**WORK TO DO**
Copy out all lines in the data below containing the string "components".

**DATA PROVIDED**
★ ★ ★ ★
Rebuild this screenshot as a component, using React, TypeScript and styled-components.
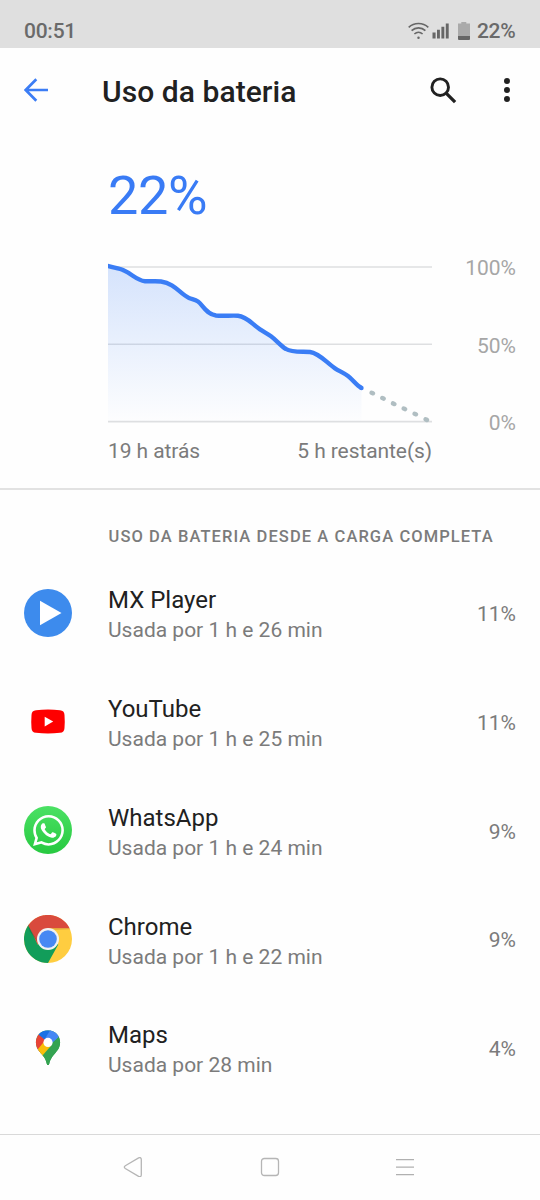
import React from 'react';
import styled, { createGlobalStyle } from 'styled-components';
import { SiWhatsapp } from 'react-icons/si';

const GlobalStyle = createGlobalStyle`
  *, *::before, *::after { box-sizing: border-box; }
  body { margin: 0; background: #fefefe; font-family: Roboto, sans-serif; }
  svg { display: block; flex: none; }
`;

const Screen = styled.div`
  width: 540px;
  height: 1200px;
  display: flex;
  flex-direction: column;
  overflow: hidden;
  background: #fefefe;
`;

const StatusBar = styled.header`
  height: 48px;
  flex: none;
  display: flex;
  justify-content: space-between;
  align-items: center;
  padding: 14px 24px 0;
  background: #dfdfdf;
  color: #6a6a6a;
  font-size: 21px;
  line-height: 34px;
  font-weight: 500;
  letter-spacing: -0.25px;
`;

const StatusIcons = styled.div`
  display: flex;
  align-items: center;
`;

const SignalGroup = styled.div`
  display: flex;
  align-items: center;
  gap: 3px;
  margin: -1px 8px 0 0;
`;

const BatteryLevel = styled.span`
  margin-left: 6.5px;
  margin-right: 0.5px;
`;

const Toolbar = styled.div`
  height: 84px;
  flex: none;
  display: flex;
  align-items: center;
  padding: 0 30px 0 24px;
`;

const Title = styled.h1`
  flex: 1;
  margin: 3px 0 0 54px;
  font-size: 30px;
  line-height: 40px;
  font-weight: 500;
  letter-spacing: 0.06px;
  color: #212121;
`;

const IconButton = styled.button<{ $gap?: number }>`
  margin: 0 0 0 ${({ $gap = 0 }) => $gap}px;
  padding: 0;
  border: 0;
  background: none;
`;

const Summary = styled.section`
  height: 358px;
  flex: none;
  padding: 32px 24px 0 108px;
  border-bottom: 2px solid #e2e2e2;
`;

const Percentage = styled.div`
  font-size: 54px;
  line-height: 64px;
  height: 92px;
  letter-spacing: -0.4px;
  color: #397bf5;
`;

const ChartRow = styled.div`
  display: flex;
  justify-content: space-between;
  height: 176px;
`;

const AxisLabels = styled.div`
  height: 178px;
  padding-top: 1px;
  display: flex;
  flex-direction: column;
  justify-content: space-between;
  text-align: right;
  color: #a6a6a6;
  font-size: 21px;
  line-height: 22px;
`;

const TimeLabels = styled.div`
  width: 324px;
  margin-top: 7px;
  display: flex;
  justify-content: space-between;
  color: #7b7b7b;
  font-size: 21px;
  line-height: 24px;
  letter-spacing: -0.08px;
`;

const Usage = styled.main`
  flex: 1;
  padding: 34px 24px 0;
`;

const SectionTitle = styled.h2`
  margin: 0 0 9.6px 84.5px;
  height: 25px;
  font-size: 16.5px;
  line-height: 26px;
  font-weight: 500;
  letter-spacing: 1.08px;
  color: #7b7b7b;
  white-space: nowrap;
`;

const AppRow = styled.div`
  height: 108.75px;
  display: flex;
  align-items: center;
`;

const AppText = styled.div`
  flex: 1;
  margin-left: 36px;
  padding-top: 5px;
`;

const AppName = styled.div`
  font-size: 24px;
  line-height: 31px;
  color: #212121;
`;

const AppDetail = styled.div`
  font-size: 21px;
  line-height: 29px;
  color: #7b7b7b;
`;

const AppShare = styled.div`
  padding-top: 2.5px;
  font-size: 21px;
  line-height: 28px;
  color: #7b7b7b;
`;

const WhatsAppBadge = styled.span`
  width: 48px;
  height: 48px;
  display: grid;
  place-items: center;
  border-radius: 50%;
  background: linear-gradient(#4be164, #27c940);
  color: #fff;
`;

const NavBar = styled.nav`
  height: 66px;
  flex: none;
  display: flex;
  align-items: center;
  justify-content: space-between;
  padding: 0 126px 1px 123px;
  border-top: 1.5px solid #d9d9d9;
`;

const WifiIcon = () => (
  <svg width="21" height="18" viewBox="0 0 21 18" fill="none" stroke="#686868" strokeWidth="1.6">
    <path d="M.7 5.3C6.2.2 14.8.2 20.3 5.3M3.6 8.6c3.9-3.7 9.9-3.7 13.8 0M6.4 12c2.4-2.2 5.8-2.2 8.2 0" />
    <circle cx="10.5" cy="15.7" r="1.25" fill="#686868" stroke="none" />
  </svg>
);

const SignalIcon = () => (
  <svg width="18" height="18" viewBox="0 0 18 18" fill="#666">
    <path d="M.5 10.5h3.1v6H.5zM5 7.8h2.9v8.7H5zM9.4 4.8h2.9v11.7H9.4zM13.8 1.5h2.9v15h-2.9z" />
  </svg>
);

const BatteryIcon = () => (
  <svg width="12" height="18" viewBox="0 0 12 18">
    <path d="M3.3 0h5v1.6H12V14H0V1.6h3.3z" fill="#aaa" />
    <path d="M0 14h12v3q0 1-1 1H1q-1 0-1-1z" fill="#666" />
  </svg>
);

const BackIcon = () => (
  <svg width="24" height="24" viewBox="0 0 24 24" fill="none" stroke="#3c7df5" strokeWidth="2.7">
    <path d="M24 12H2M12.3 1.2 1.7 12l10.6 10.8" />
  </svg>
);

const SearchIcon = () => (
  <svg width="27" height="27" viewBox="0 0 27 27" fill="none" stroke="#212121">
    <circle cx="10.2" cy="10.2" r="8.3" strokeWidth="2.9" />
    <path d="m16.1 16.1 9 9" strokeWidth="3.3" />
  </svg>
);

const MoreIcon = () => (
  <svg width="6" height="24" viewBox="0 0 6 24" fill="#212121">
    <circle cx="3" cy="3" r="3" />
    <circle cx="3" cy="12" r="3" />
    <circle cx="3" cy="21" r="3" />
  </svg>
);

const CURVE =
  'M-2 9.4C4 11.7 11 12 16 14.5C24 18 29 24.5 37 25.2C43 25.6 47 24.8 53 25.5C67 27.5 72 38 81 42C84 43.3 87 43.5 90 45.5C95 49 98 58 108 59.5C115 60.3 123 59.2 130 59.7C139 60.5 144 68 152 73.3C156 76 159 77.4 163 80.3C169 84.8 173 90 178 93C184 97 196 95.2 202 96C211 97 219 107 227 112.3C231 115 236 117 240 120C245 123.8 248 129 253.5 132';

const DOTS = [[264.3, 137], [275, 142.3], [285.7, 147.7], [296.4, 152.8], [307.3, 158], [318.3, 163.6]];

const BatteryChart = () => (
  <svg width="324" height="176" viewBox="0 0 324 176" fill="none">
    <defs>
      <linearGradient id="charge" x1="0" y1="10" x2="0" y2="166" gradientUnits="userSpaceOnUse">
        <stop stopColor="#3a7df5" stopOpacity=".21" />
        <stop offset="1" stopColor="#3a7df5" stopOpacity=".005" />
      </linearGradient>
    </defs>
    <path d="M0 11h324M0 88.3h324M0 165.6h324" stroke="#dedfe1" strokeWidth="1.6" />
    <path d={`${CURVE}V165.5H-2Z`} fill="url(#charge)" />
    <path d={CURVE} stroke="#3a7df5" strokeWidth="4.4" />
    <circle cx="253.5" cy="132" r="2.2" fill="#3a7df5" />
    {DOTS.map(([x, y]) => (
      <ellipse key={x} cx={x} cy={y} rx="3" ry="2.3" fill="#b0bec2" transform={`rotate(26 ${x} ${y})`} />
    ))}
  </svg>
);

const MxPlayerIcon = () => (
  <svg width="48" height="48" viewBox="0 0 48 48">
    <circle cx="24" cy="24" r="24" fill="#3d8bed" />
    <path d="M16 11.8 37.5 24 16 36.3z" fill="#fff" />
  </svg>
);

const YouTubeIcon = () => (
  <svg width="48" height="48" viewBox="0 0 48 48">
    <path d="M12 12.2q12-1.2 24 0 4.3.3 4.5 4.8.5 6.5 0 13-.2 4.5-4.5 4.8-12 1.2-24 0-4.3-.3-4.5-4.8-.5-6.5 0-13 .2-4.5 4.5-4.8z" fill="#fe0000" />
    <path d="M20.7 18.7 29.2 23.5l-8.5 4.9z" fill="#fff" />
  </svg>
);

const WhatsAppIcon = () => (
  <WhatsAppBadge>
    <SiWhatsapp size={31} />
  </WhatsAppBadge>
);

const ChromeIcon = () => (
  <svg width="48" height="48" viewBox="0 0 48 48">
    <circle cx="24" cy="24" r="24" fill="#ffcd40" />
    <path d="M4.8 9.6A24 24 0 0 0 24 48L34.3 29.5 24 24 13.7 29.5z" fill="#129d5a" />
    <path d="M4.2 10.4A24 24 0 0 1 45.6 13.3H24L13.7 29.5z" fill="#d94a3d" />
    <path d="M24 13.3h21.6l.4.9-14 .9z" fill="#bd8f38" opacity=".4" />
    <path d="M13.3 26.2 4.4 11l1.4 5.4z" fill="#0b6c40" opacity=".5" />
    <circle cx="24" cy="24" r="11" fill="#f2f2f2" />
    <circle cx="24" cy="24" r="8.8" fill="#4788f3" />
  </svg>
);

const MapsIcon = () => (
  <svg width="48" height="48" viewBox="0 0 48 48">
    <defs>
      <clipPath id="pin">
        <path d="M24 7c-7 0-12.1 5.5-12.1 12.1 0 5.7 3 8.7 6 12.2 2.4 2.9 4 5.3 4.7 8.4.3 1.5.5 2.1 1.4 2.1s1.1-.6 1.4-2.1c.7-3.1 2.3-5.5 4.7-8.4 3-3.5 6-6.5 6-12.2C36.1 12.5 31 7 24 7z" />
      </clipPath>
    </defs>
    <g transform="translate(0 -.8)">
      <g clipPath="url(#pin)">
        <path d="M10 5h28v40H10z" fill="#34a351" />
        <path d="M10 10h5l9 9.2-8.7 10L10 29z" fill="#e84436" />
        <path d="M13.8 26 20 18.5l8 4.7-10.3 12.3z" fill="#fabe0a" />
        <path d="M10 5h17.5L24 19l-9.3-7.5z" fill="#1b72e5" />
        <path d="M27.5 5H36v8L24 23l-4-6z" fill="#4487f4" />
        <path d="M38 10 17 34l8 11 15-13z" fill="#34a351" />
      </g>
      <circle cx="24" cy="19.2" r="4.6" fill="#fff" />
    </g>
  </svg>
);

const NavBackIcon = () => (
  <svg width="20" height="20" viewBox="0 0 20 20" fill="none" stroke="#b5b5b5" strokeWidth="1.3">
    <path d="M2.3 8.7 15.6.9q2.7-1 2.7 1.7v15.2q0 2.7-2.7 1.5L2.3 11.5q-2-1.4 0-2.8z" />
  </svg>
);

const NavHomeIcon = () => (
  <svg width="20" height="20" viewBox="0 0 20 20" fill="none" stroke="#b5b5b5" strokeWidth="1.3">
    <rect x="1.5" y="1.5" width="17" height="17" rx="2.8" />
  </svg>
);

const NavRecentsIcon = () => (
  <svg width="18" height="18" viewBox="0 0 18 18" fill="none" stroke="#b0b0b0" strokeWidth="1.3">
    <path d="M0 1.7h18M0 9.2h18M0 16.7h18" />
  </svg>
);

const APPS = [
  { name: 'MX Player', time: '1 h e 26 min', share: '11%', Icon: MxPlayerIcon },
  { name: 'YouTube', time: '1 h e 25 min', share: '11%', Icon: YouTubeIcon },
  { name: 'WhatsApp', time: '1 h e 24 min', share: '9%', Icon: WhatsAppIcon },
  { name: 'Chrome', time: '1 h e 22 min', share: '9%', Icon: ChromeIcon },
  { name: 'Maps', time: '28 min', share: '4%', Icon: MapsIcon },
];

export default function App() {
  return (
    <Screen>
      <GlobalStyle />
      <StatusBar>
        <span>00:51</span>
        <StatusIcons>
          <SignalGroup>
            <WifiIcon />
            <SignalIcon />
          </SignalGroup>
          <BatteryIcon />
          <BatteryLevel>22%</BatteryLevel>
        </StatusIcons>
      </StatusBar>
      <Toolbar>
        <IconButton aria-label="Voltar"><BackIcon /></IconButton>
        <Title>Uso da bateria</Title>
        <IconButton aria-label="Pesquisar"><SearchIcon /></IconButton>
        <IconButton $gap={47} aria-label="Mais opções"><MoreIcon /></IconButton>
      </Toolbar>
      <Summary>
        <Percentage>22%</Percentage>
        <ChartRow>
          <BatteryChart />
          <AxisLabels>
            <span>100%</span>
            <span>50%</span>
            <span>0%</span>
          </AxisLabels>
        </ChartRow>
        <TimeLabels>
          <span>19 h atrás</span>
          <span>5 h restante(s)</span>
        </TimeLabels>
      </Summary>
      <Usage>
        <SectionTitle>USO DA BATERIA DESDE A CARGA COMPLETA</SectionTitle>
        {APPS.map(({ name, time, share, Icon }) => (
          <AppRow key={name}>
            <Icon />
            <AppText>
              <AppName>{name}</AppName>
              <AppDetail>Usada por {time}</AppDetail>
            </AppText>
            <AppShare>{share}</AppShare>
          </AppRow>
        ))}
      </Usage>
      <NavBar>
        <NavBackIcon />
        <NavHomeIcon />
        <NavRecentsIcon />
      </NavBar>
    </Screen>
  );
}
★ ★ ★ ★
**SOLUTION**
Rebuild this screenshot as a component, using React, TypeScript and styled-components.
import styled, { createGlobalStyle } from 'styled-components';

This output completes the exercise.